Your instructions – Say how many lines contain the string "with". Give no other output.

(Code that builds pages)
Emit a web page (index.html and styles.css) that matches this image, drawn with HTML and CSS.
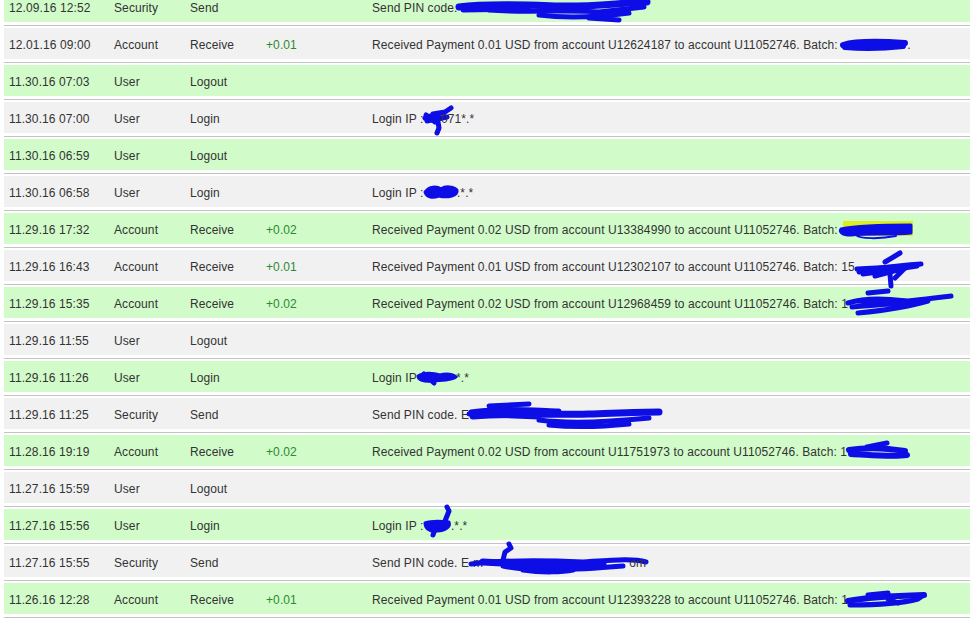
FILE: index.html
```html
<!DOCTYPE html>
<html>
<head>
<meta charset="utf-8">
<title>History</title>
<link rel="stylesheet" href="styles.css">
</head>
<body>
<ul class="log">
  <li class="entry"><div class="row g"><span>12.09.16 12:52</span><span>Security</span><span>Send</span><span class="amt"></span><span class="desc">Send PIN code. E<svg class="scr" width="180" height="14"><path class="w6" d="M-10,6 C20,2 60,4 90,5 S150,2 178,1"/><path d="M20,9 C60,12 100,8 130,11 L175,6"/><path d="M70,14 C100,18 130,16 160,12"/><path d="M120,17 L150,19"/><path d="M40,4 L110,7"/><path d="M-6,9 L60,8"/></svg></span></div></li>
  <li class="entry"><div class="row s"><span>12.01.16 09:00</span><span>Account</span><span>Receive</span><span class="amt">+0.01</span><span class="desc">Received Payment 0.01 USD from account U12624187 to account U11052746. Batch: <svg class="scr" width="66" height="14"><path class="w5" d="M2,7 C15,3 35,3 64,5"/><path class="w5" d="M4,9 C25,11 45,10 62,8"/><path class="w5" d="M10,6 L55,7"/></svg>.</span></div></li>
  <li class="entry"><div class="row g"><span>11.30.16 07:03</span><span>User</span><span>Logout</span><span class="amt"></span><span class="desc"></span></div></li>
  <li class="entry"><div class="row s"><span>11.30.16 07:00</span><span>User</span><span>Login</span><span class="amt"></span><span class="desc">Login IP : <svg class="scr" width="14" height="14"><path d="M-2,6 C4,2 10,4 14,6"/><path d="M0,9 L20,5"/><path d="M6,2 L18,0 L24,-4"/><path d="M10,4 L12,16 L10,21"/><path d="M-1,3 L8,10"/></svg>071*.*</span></div></li>
  <li class="entry"><div class="row g"><span>11.30.16 06:59</span><span>User</span><span>Logout</span><span class="amt"></span><span class="desc"></span></div></li>
  <li class="entry"><div class="row s"><span>11.30.16 06:58</span><span>User</span><span>Login</span><span class="amt"></span><span class="desc">Login IP : <svg class="scr" width="30" height="14"><path class="blob" d="M-2,6 C2,0 10,0 14,3 C18,0 26,0 30,4 C32,10 20,12 12,10 C6,12 0,12 -2,6 Z"/></svg>.*.*</span></div></li>
  <li class="entry"><div class="row g"><span>11.29.16 17:32</span><span>Account</span><span>Receive</span><span class="amt">+0.02</span><span class="desc">Received Payment 0.02 USD from account U13384990 to account U11052746. Batch: <svg class="scr" width="72" height="14"><rect class="hl" x="2" y="-2" width="70" height="15"/><path class="blob" d="M0,6 C20,2 50,2 70,2 L70,10 C50,12 30,10 10,12 C0,12 -2,8 0,6 Z"/><path class="w2" d="M15,12 C18,16 40,16 55,13"/></svg></span></div></li>
  <li class="entry"><div class="row s"><span>11.29.16 16:43</span><span>Account</span><span>Receive</span><span class="amt">+0.01</span><span class="desc">Received Payment 0.01 USD from account U12302107 to account U11052746. Batch: 15<svg class="scr" width="66" height="14"><path d="M4,12 C20,8 40,6 66,4"/><path d="M8,14 C30,12 50,8 62,6"/><path d="M30,2 L45,-7"/><path d="M20,16 L50,8 L40,18"/><path d="M35,14 L36,26"/><path d="M2,9 L40,7"/></svg></span></div></li>
  <li class="entry"><div class="row g"><span>11.29.16 15:35</span><span>Account</span><span>Receive</span><span class="amt">+0.02</span><span class="desc">Received Payment 0.02 USD from account U12968459 to account U11052746. Batch: 1<svg class="scr" width="60" height="14"><path d="M0,6 C20,0 40,2 60,4 C80,2 95,0 103,-1"/><path d="M4,10 C30,8 50,6 80,4 C60,10 30,14 10,16"/><path d="M20,-4 L40,-6"/><path d="M10,4 L50,8"/></svg></span></div></li>
  <li class="entry"><div class="row s"><span>11.29.16 11:55</span><span>User</span><span>Logout</span><span class="amt"></span><span class="desc"></span></div></li>
  <li class="entry"><div class="row g"><span>11.29.16 11:26</span><span>User</span><span>Login</span><span class="amt"></span><span class="desc">Login IP <svg class="scr" width="36" height="14"><path class="blob" d="M-2,5 C4,1 14,2 20,4 C26,2 34,3 36,6 C32,10 20,9 12,10 C4,11 -2,9 -2,5 Z"/><path d="M4,3 L14,12"/></svg>*.*</span></div></li>
  <li class="entry"><div class="row s"><span>11.29.16 11:25</span><span>Security</span><span>Send</span><span class="amt"></span><span class="desc">Send PIN code. E<svg class="scr" width="180" height="14"><path d="M2,4 C30,0 60,2 90,3"/><path class="w6" d="M4,8 C40,5 80,7 120,6 C150,5 170,4 190,4"/><path d="M70,12 C100,16 140,14 180,10"/><path d="M80,17 C110,20 140,18 160,16"/><path d="M20,-2 L60,-4"/><path d="M0,6 L70,9"/></svg></span></div></li>
  <li class="entry"><div class="row g"><span>11.28.16 19:19</span><span>Account</span><span>Receive</span><span class="amt">+0.02</span><span class="desc">Received Payment 0.02 USD from account U11751973 to account U11052746. Batch: 1<svg class="scr" width="60" height="14"><path class="w5" d="M2,5 C20,2 40,3 58,6"/><path class="w5" d="M4,9 C25,10 45,12 60,10"/><path d="M20,2 L40,-2"/></svg></span></div></li>
  <li class="entry"><div class="row s"><span>11.27.16 15:59</span><span>User</span><span>Logout</span><span class="amt"></span><span class="desc"></span></div></li>
  <li class="entry"><div class="row g"><span>11.27.16 15:56</span><span>User</span><span>Login</span><span class="amt"></span><span class="desc">Login IP : <svg class="scr" width="24" height="14"><path class="blob" d="M-2,4 C6,1 14,2 22,3 C24,8 18,12 10,12 C2,13 -2,9 -2,4 Z"/><path d="M18,2 L22,-8 L20,-12"/><path d="M8,10 L6,16"/></svg>.*.*</span></div></li>
  <li class="entry"><div class="row s"><span>11.27.16 15:55</span><span>Security</span><span>Send</span><span class="amt"></span><span class="desc">Send PIN code. E-m<svg class="scr" width="146" height="14"><path d="M-12,8 C20,4 60,4 100,6 C130,4 150,2 163,6"/><path class="w6" d="M0,6 C40,8 80,10 120,8"/><path d="M20,10 C50,16 90,14 140,10"/><path d="M40,14 C60,17 80,16 90,14"/><path d="M20,4 L22,-4 L28,-8 L26,-12"/></svg>om</span></div></li>
  <li class="entry"><div class="row g"><span>11.26.16 12:28</span><span>Account</span><span>Receive</span><span class="amt">+0.01</span><span class="desc">Received Payment 0.01 USD from account U12393228 to account U11052746. Batch: 1<svg class="scr" width="62" height="14"><path class="w5" d="M0,8 C20,4 40,3 76,2"/><path d="M2,12 C30,12 55,10 70,6 L76,2"/><path d="M20,2 L40,0"/><path d="M40,6 L50,10"/></svg></span></div></li>
</ul>
</body>
</html>
```
FILE: styles.css
```css
html, body {
  margin: 0;
  padding: 0;
  background: #ffffff;
  overflow: hidden;
}

body {
  font-family: "Liberation Sans", Arial, sans-serif;
  font-size: 12px;
  letter-spacing: 0.1px;
  color: #333333;
}

.log {
  list-style: none;
  margin: -9px 0 0 4px;
  padding: 0;
}

.entry {
  padding-bottom: 3px;
  border-bottom: 1px solid #c3c3c3;
  margin-bottom: 2px;
}

.row {
  box-sizing: border-box;
  height: 31px;
  padding-top: 2px;
  display: grid;
  grid-template-columns: 105px 76px 76px 106px 1fr;
  align-items: center;
  padding-left: 5px;
  white-space: nowrap;
}

.row.g {
  background: #d1fbc9;
}

.row.s {
  background: #f1f1f1;
}

.amt {
  color: #2b8a2e;
}

.scr {
  display: inline-block;
  vertical-align: -3px;
  overflow: visible;
}

.scr path {
  fill: none;
  stroke: #0d0de6;
  stroke-width: 5;
  stroke-linecap: round;
  stroke-linejoin: round;
}

.scr path.w5 {
  stroke-width: 6;
}

.scr path.w6 {
  stroke-width: 7;
}

.scr path.w2 {
  stroke-width: 2;
}

.scr path.blob {
  fill: #0d0de6;
  stroke-width: 3;
}

.scr .hl {
  fill: #dcef1c;
}
```
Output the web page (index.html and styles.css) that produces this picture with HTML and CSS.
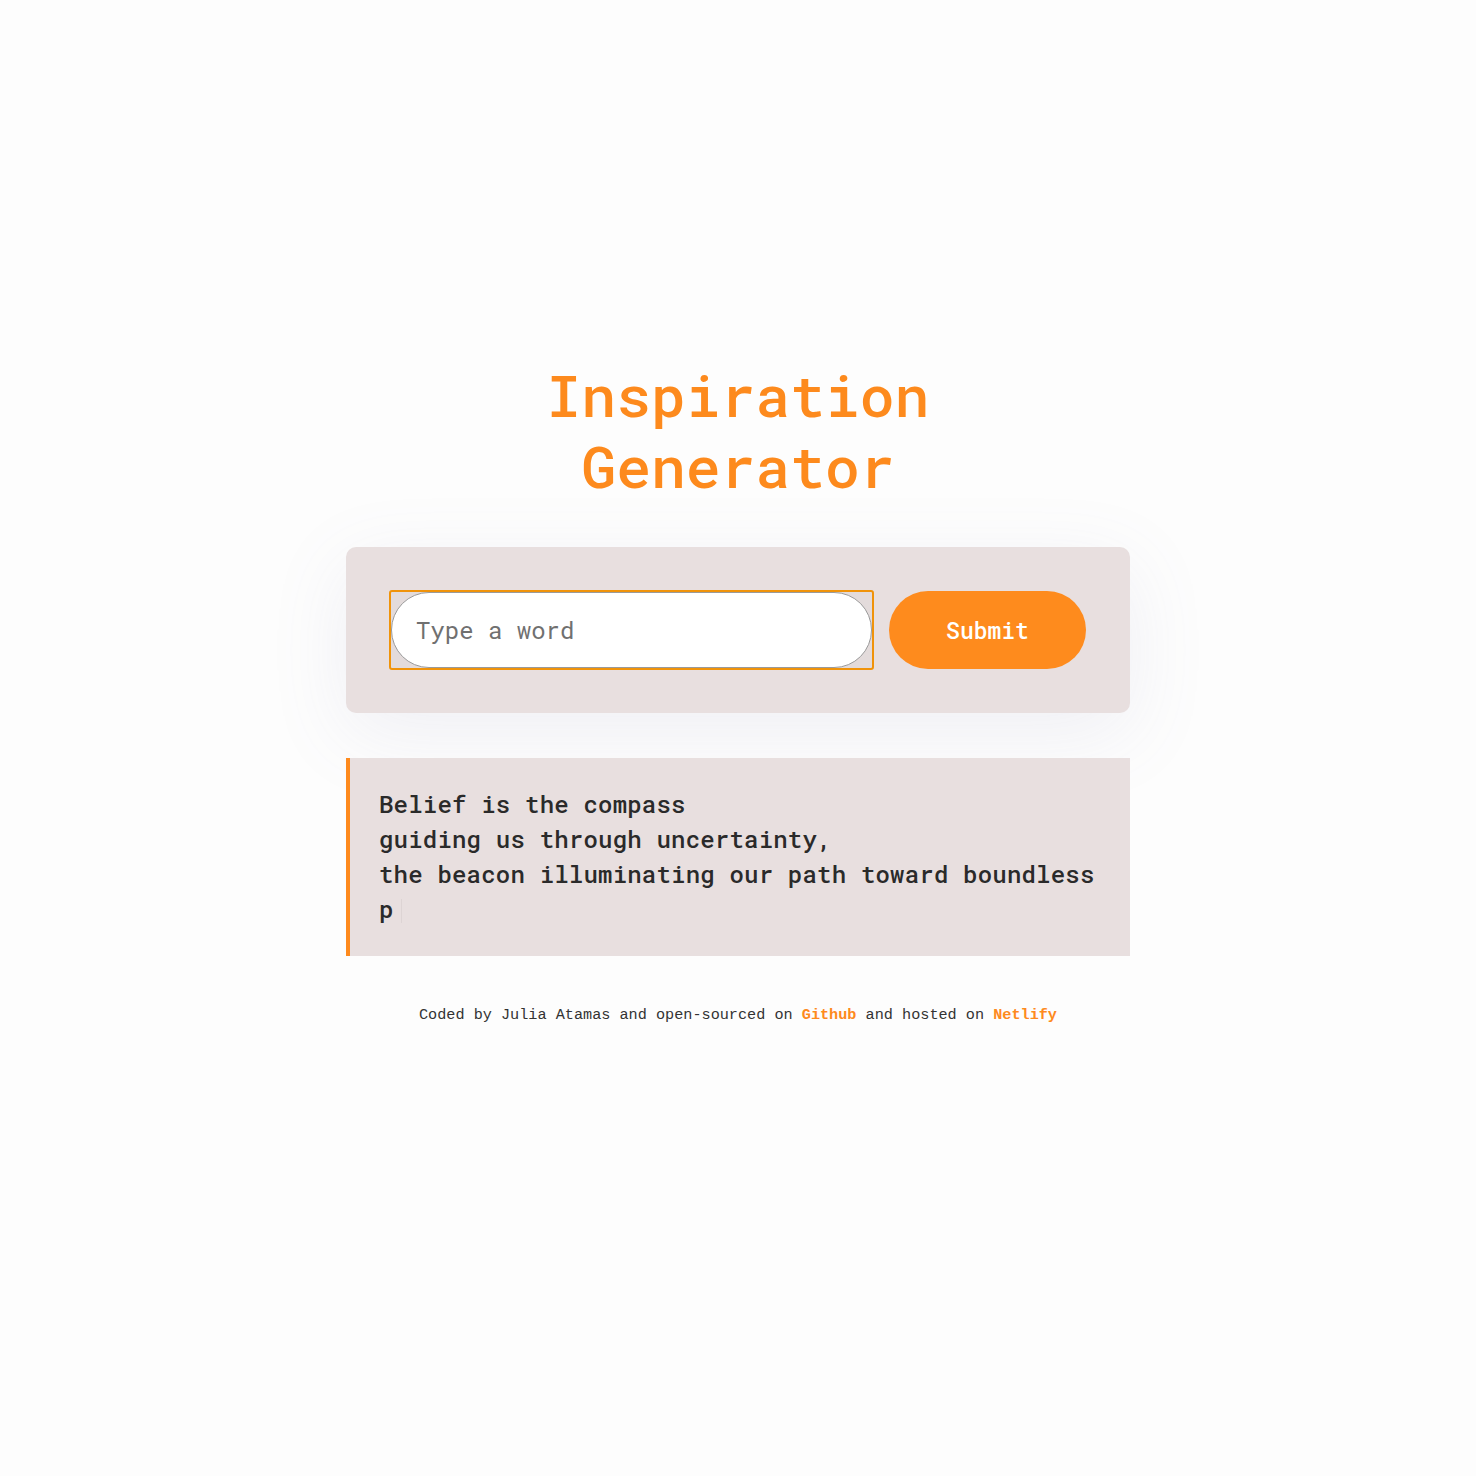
FILE: index.html
```html
<!DOCTYPE html>
<html lang="en">
<head>
<meta charset="utf-8">
<title>Inspiration Generator</title>
<link rel="stylesheet" href="styles.css">
</head>
<body>
<div class="container">
  <h1 class="title">Inspiration Generator</h1>
  <form class="search-form">
    <span class="input-wrap"><input class="word-input" type="text" placeholder="Type a word"></span>
    <button class="submit-btn" type="button">Submit</button>
  </form>
  <div class="poem">Belief is the compass<br>guiding us through uncertainty,<br>the beacon illuminating our path toward boundless<br>p<span class="cursor"></span></div>
  <footer class="footer">Coded by Julia Atamas and open-sourced on <a href="#">Github</a> and hosted on <a href="#">Netlify</a></footer>
</div>
</body>
</html>
```
FILE: styles.css
```css
html, body {
  margin: 0;
  padding: 0;
  background: #fdfdfd;
}
body {
  font-family: "Roboto Mono", "DejaVu Sans Mono", monospace;
}
.container {
  width: 784px;
  margin: 0 auto;
  padding-top: 359px;
}
.title {
  margin: 0 auto 46px;
  max-width: 520px;
  text-align: center;
  color: #fd8a1d;
  font-size: 58px;
  line-height: 71px;
  font-weight: 500;
}
.search-form {
  display: flex;
  align-items: center;
  gap: 15px;
  padding: 44px;
  background: #e8dfdf;
  border-radius: 10px;
  box-shadow: 0 20px 80px rgba(120, 120, 170, 0.10);
  margin: 0;
}
.input-wrap {
  flex: 1;
  display: block;
  height: 80px;
  margin: -1px 0 -1px -1px;
  box-sizing: border-box;
  border: 2px solid #f0930a;
  border-radius: 3px;
  background: #e3dbdb;
}
.word-input {
  display: block;
  width: 100%;
  height: 100%;
  box-sizing: border-box;
  border: 1px solid #9a9a9a;
  border-radius: 40px;
  background: #fff;
  padding: 0 0 0 24px;
  font-family: "Roboto Mono", "DejaVu Sans Mono", monospace;
  font-size: 24px;
  color: #222;
  outline: none;
}
.word-input::placeholder {
  color: #707070;
}
.submit-btn {
  flex: none;
  width: 197px;
  height: 78px;
  border: none;
  border-radius: 40px;
  background: #fe8b1d;
  color: #fff;
  font-family: "Roboto Mono", "DejaVu Sans Mono", monospace;
  font-size: 23px;
  font-weight: 500;
}
.poem {
  margin-top: 45px;
  border-left: 4px solid #fe8a1d;
  background: #e8dfdf;
  padding: 29px 30px 29px 29px;
  font-size: 24px;
  line-height: 35px;
  letter-spacing: 0.2px;
  color: #2a2a2a;
  font-weight: 500;
}
.cursor {
  display: inline-block;
  width: 1px;
  height: 24px;
  margin-left: 7px;
  vertical-align: -5px;
  background: #ddd4d4;
}
.footer {
  margin-top: 49px;
  text-align: center;
  font-family: "Liberation Mono", monospace;
  font-size: 15.2px;
  line-height: 20px;
  color: #333;
  white-space: nowrap;
}
.footer a {
  color: #fe8a1d;
  font-weight: bold;
  text-decoration: none;
}
```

Correct response – 2